September saw Imagination Lancaster take to the road to engage the public in our research. Riding along in the Future Mundane Caravan, we were able to give hundreds of people the chance to consider the sustainability and security of their connected devices.
On Saturday the 17th September we took the Edge of Reality and Edge of Tomorrow projects to The British Science Festival in Leicester. The caravan was so striking in Leicester city centre and it was fantastic to meet so many people curious about connected technology and cybersecurity. Passers by could either take on the role of a hacker in the Edge of Tomorrow choose your own adventure video game, or immerse themselves in a possible living room of the future through the Edge of Reality Project.
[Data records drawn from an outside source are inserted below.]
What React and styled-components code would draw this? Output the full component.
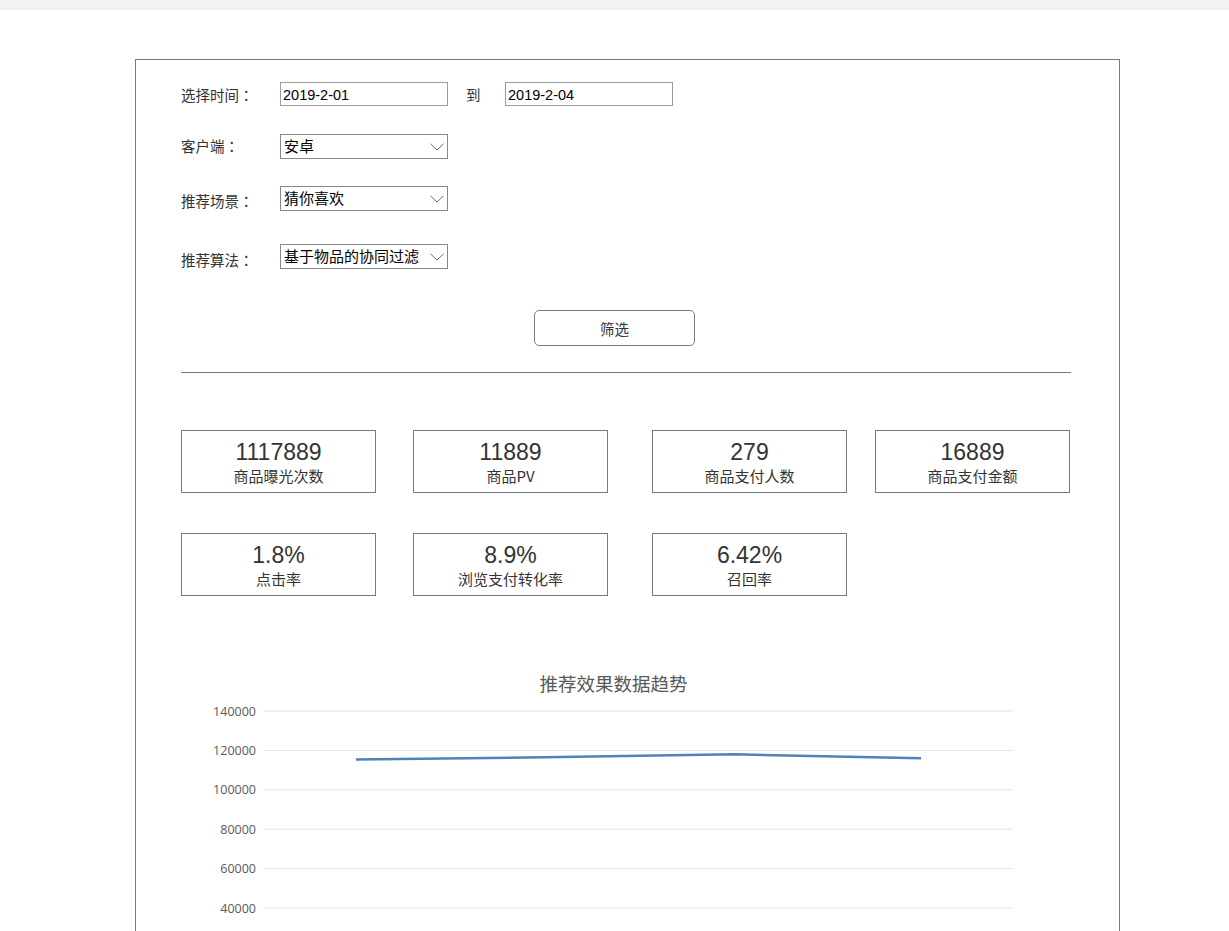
import React from 'react'
import styled, { createGlobalStyle } from 'styled-components'

const GlobalStyle = createGlobalStyle`
  html, body { margin: 0; padding: 0; overflow: hidden; background: #fff; }
  body { font-family: "Liberation Sans", "Noto Sans CJK SC", sans-serif; color: #333; }
`

const TopBar = styled.div`
  height: 10px;
  background: #f2f2f2;
`

const Panel = styled.div`
  margin: 49px 0 0 135px;
  width: 985px;
  height: 872px;
  box-sizing: border-box;
  border: 1px solid #797979;
  border-bottom: none;
  padding: 22px 48px 0 45px;
  overflow: hidden;
`

const FormRow = styled.div`
  display: flex;
  align-items: center;
  margin-top: ${(p) => p.$gap || 0}px;
  height: ${(p) => p.$h || 25}px;
`

const Label = styled.span`
  width: 99px;
  font-family: "Noto Sans CJK SC", sans-serif;
  font-size: 14.5px;
  color: #333;
  position: relative;
  top: ${(p) => p.$dy || 0}px;
`

const Colon = styled.span`
  font-family: "Noto Sans CJK TC", sans-serif;
`

const TextBox = styled.div`
  width: 168px;
  height: 24px;
  box-sizing: border-box;
  border: 1px solid #9b9b9b;
  padding: 1px 2px 0;
  font-size: 14.5px;
  line-height: 22px;
  color: #000;
`

const To = styled.span`
  width: 39px;
  margin-left: 18px;
  font-family: "Noto Sans CJK SC", sans-serif;
  font-size: 14.5px;
  color: #333;
`

const Select = styled.div`
  width: 168px;
  height: 25px;
  box-sizing: border-box;
  border: 1px solid #888;
  display: flex;
  align-items: center;
  justify-content: space-between;
  padding: 0 3px 2px 3px;
  font-family: "Noto Sans CJK SC", sans-serif;
  font-size: 15px;
  color: #000;
  white-space: nowrap;
  & svg { flex: none; margin-top: 2px; }
`

const FilterButton = styled.button`
  display: block;
  margin: 41px 0 0 353px;
  width: 161px;
  height: 36px;
  border: 1px solid #797979;
  border-radius: 5px;
  background: #fff;
  font-family: "Noto Sans CJK SC", sans-serif;
  font-size: 14.5px;
  color: #333;
`

const Divider = styled.hr`
  margin: 26px 0 0;
  border: none;
  border-top: 1px solid #797979;
  width: 890px;
`

const CardRow = styled.div`
  display: grid;
  grid-template-columns: 232px 239px 223px 195px;
  margin-top: ${(p) => p.$gap}px;
`

const Card = styled.div`
  width: 195px;
  height: 63px;
  box-sizing: border-box;
  border: 1px solid #797979;
  display: flex;
  flex-direction: column;
  align-items: center;
  padding-top: 8px;
`

const CardValue = styled.div`
  font-size: 23px;
  line-height: 26px;
  color: #333;
`

const CardLabel = styled.div`
  margin-top: 1px;
  font-family: "Noto Sans CJK SC", sans-serif;
  font-size: 15px;
  line-height: 19px;
  color: #333;
`

const ChartTitle = styled.div`
  margin-top: 75px;
  padding-right: 25px;
  text-align: center;
  font-family: "Noto Sans CJK SC", sans-serif;
  font-size: 18.5px;
  line-height: 24px;
  color: #595959;
`

const ChartSvg = styled.svg`
  display: block;
  margin-top: 5px;
`

const Chevron = () => (
  <svg width="14" height="8" viewBox="0 0 14 8">
    <path d="M0.5 0.8 L7 7 L13.5 0.8" fill="none" stroke="#6b6b6b" strokeWidth="1" />
  </svg>
)

const row1 = [
  ['1117889', '商品曝光次数'],
  ['11889', '商品PV'],
  ['279', '商品支付人数'],
  ['16889', '商品支付金额'],
]
const row2 = [
  ['1.8%', '点击率'],
  ['8.9%', '浏览支付转化率'],
  ['6.42%', '召回率'],
]

const ticks = [140000, 120000, 100000, 80000, 60000, 40000]
const points = [
  [175, 115400],
  [364, 116500],
  [554, 118000],
  [740, 116000],
]
const yOf = (v) => 11 + ((140000 - v) / 20000) * 39.4

const TrendChart = () => (
  <ChartSvg width="890" height="222" viewBox="0 0 890 222">
    {ticks.map((t) => (
      <g key={t}>
        <line x1="83" x2="832" y1={yOf(t)} y2={yOf(t)} stroke="#e3e3e3" strokeWidth="1" />
        <text
          x="75"
          y={yOf(t) + 4.5}
          textAnchor="end"
          fontSize="12.5"
          fill="#595959"
          fontFamily="'Open Sans', 'Liberation Sans', sans-serif"
        >
          {t}
        </text>
      </g>
    ))}
    <polyline
      points={points.map(([x, v]) => `${x},${yOf(v)}`).join(' ')}
      fill="none"
      stroke="#4f81bd"
      strokeWidth="2.5"
      strokeLinejoin="round"
    />
  </ChartSvg>
)

export default function App() {
  return (
    <>
      <GlobalStyle />
      <TopBar />
      <Panel>
        <FormRow $h={24}>
          <Label>选择时间<Colon>：</Colon></Label>
          <TextBox>2019-2-01</TextBox>
          <To>到</To>
          <TextBox>2019-2-04</TextBox>
        </FormRow>
        <FormRow $gap={28}>
          <Label $dy={-1}>客户端<Colon>：</Colon></Label>
          <Select>安卓<Chevron /></Select>
        </FormRow>
        <FormRow $gap={27}>
          <Label $dy={2}>推荐场景<Colon>：</Colon></Label>
          <Select>猜你喜欢<Chevron /></Select>
        </FormRow>
        <FormRow $gap={33}>
          <Label $dy={3}>推荐算法<Colon>：</Colon></Label>
          <Select>基于物品的协同过滤<Chevron /></Select>
        </FormRow>
        <FilterButton>筛选</FilterButton>
        <Divider />
        <CardRow $gap={57}>
          {row1.map(([v, l]) => (
            <Card key={l}>
              <CardValue>{v}</CardValue>
              <CardLabel>{l}</CardLabel>
            </Card>
          ))}
        </CardRow>
        <CardRow $gap={40}>
          {row2.map(([v, l]) => (
            <Card key={l}>
              <CardValue>{v}</CardValue>
              <CardLabel>{l}</CardLabel>
            </Card>
          ))}
        </CardRow>
        <ChartTitle>推荐效果数据趋势</ChartTitle>
        <TrendChart />
      </Panel>
    </>
  )
}
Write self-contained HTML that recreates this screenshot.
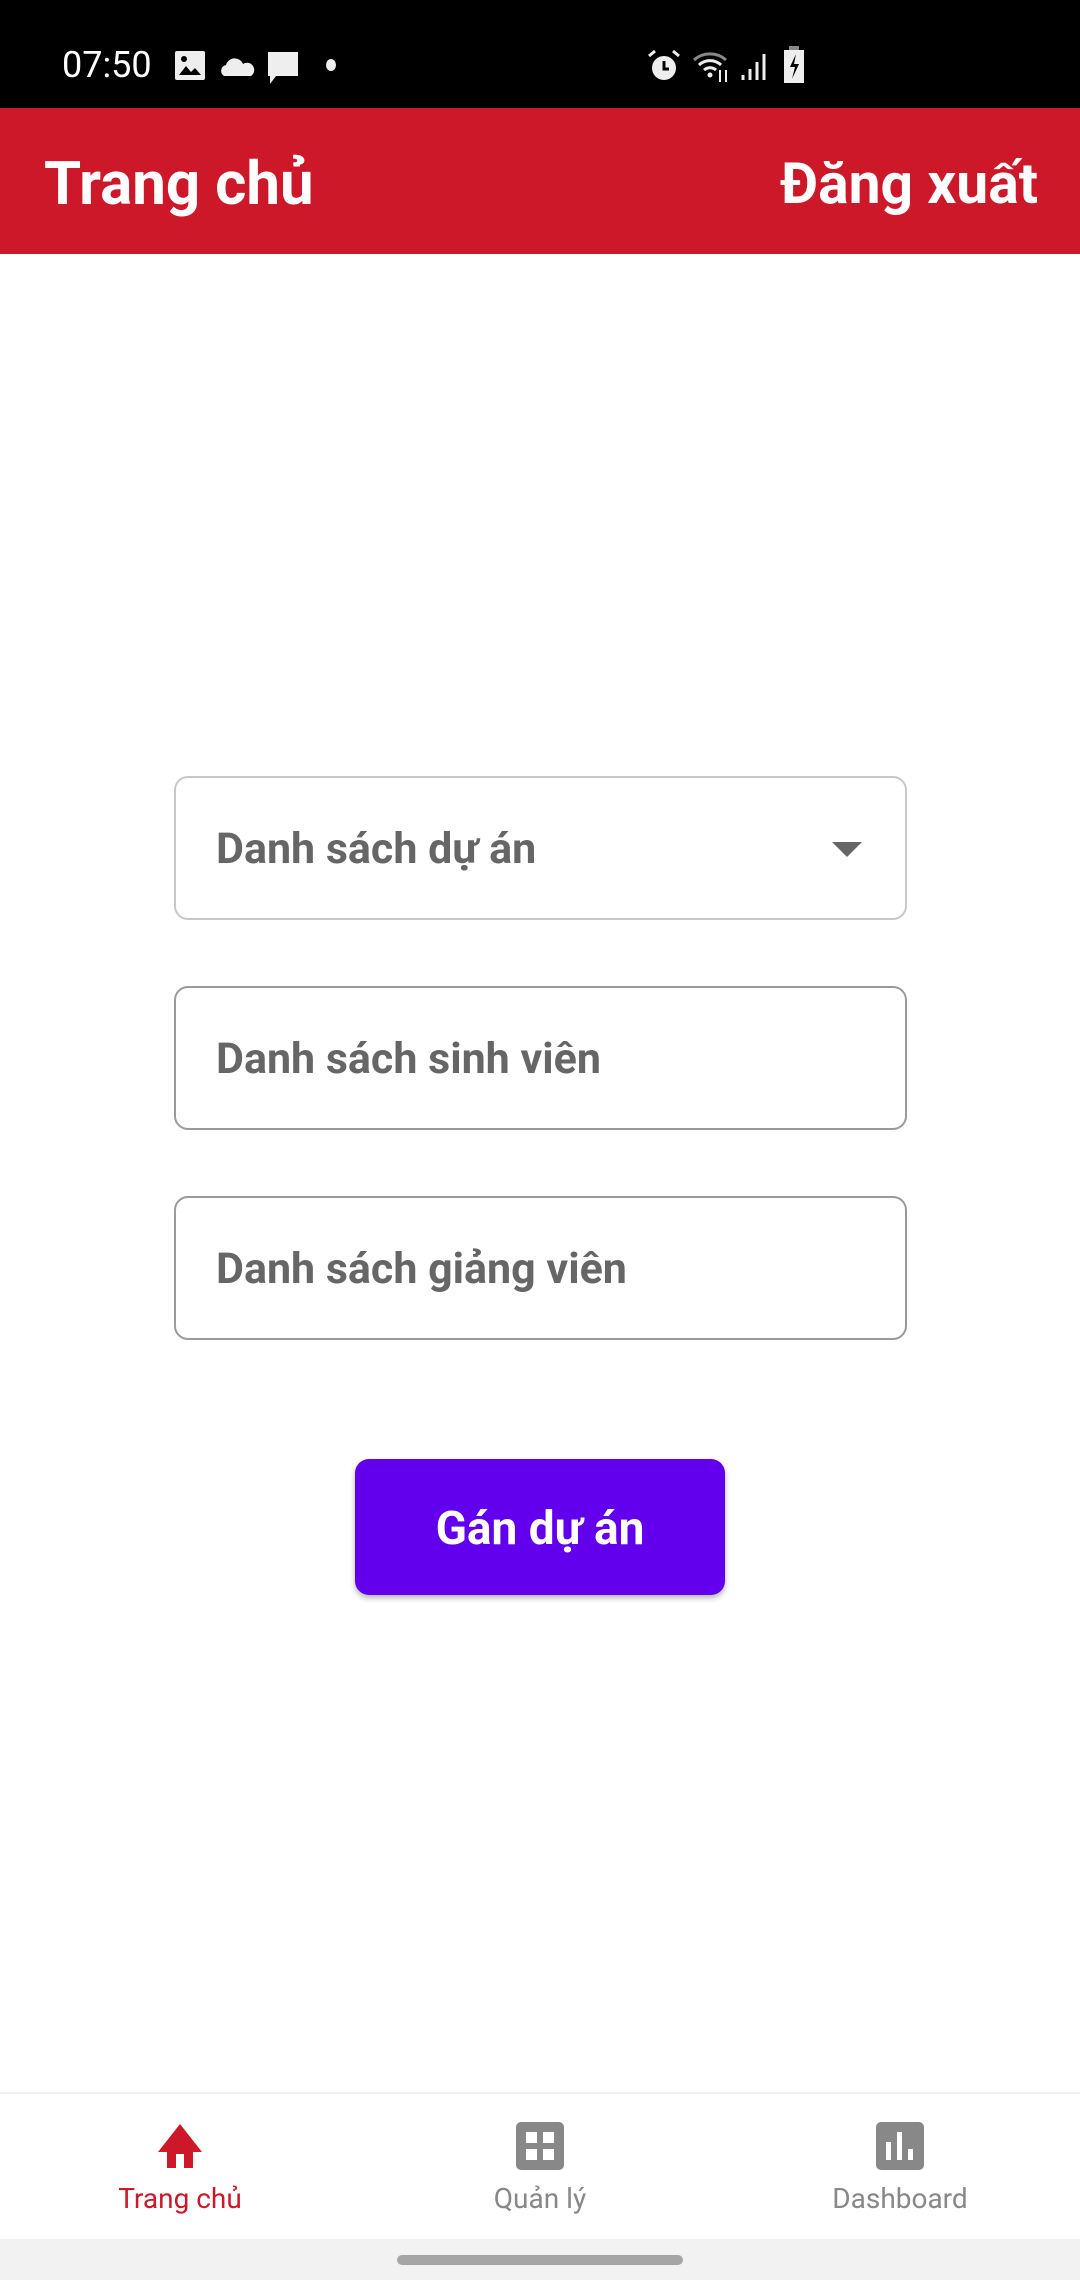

A week later we were back on the road, this time to the Victoria and Albert Museum for their Digital Design Weekend, part of London Design Festival. We arrived in for the V&A’s Friday Night Late, the caravan glowing in the dark of the V&A’s courtyard. Both projects elicited great responses from people who engaged, surprising and delighting with storytelling and interactivity. Throughout the weekend the two projects joined Imagination colleagues from the Design Research Works Project and friends from BBC R&D and Open Data Manchester to deliver the Ethical Dilemma Cafe.
Over the course of the two events, over 900 people interacted with either the Edge of Reality or the Edge of Tomorrow.
The Edge of Reality and Edge of Tomorrow projects use speculative design techniques to highlight the growing environmental impacts of data generated by smart devices and online services. Often considered harmless because we cannot see it, the tsunami of data flowing between our devices and the Cloud is contributing to climate change as well as introducing new cybersecurity vulnerabilities.
The interactive games designed by academics at Imagination Lancaster help make these issues more legible to those unfamiliar with cybersecurity. The aim being to demonstrate the need for future smart technologies to be designed in a way that gives users greater agency to negotiate their data impacts at the Edge of computer networks. Ultimately, the projects seek to emphasise the collective need to improve data sustainability – just like there is to increase plastic recycling and adopt more eco-friendly forms of travel.
The caravan which hosted the Edge of Reality project’s speculative experience comes from The Future Mundane, a research project exploring the creation of experiential futures which allow us to perceive the acceptability and adoption challenges of emerging technologies before any problematic design patterns are established. Housed in a caravan it presents a living room of the future that incorporates both real and fictional products and services. This allows us to explore potential futures involving Artificial Intelligence and Data with a wide variety of stakeholders.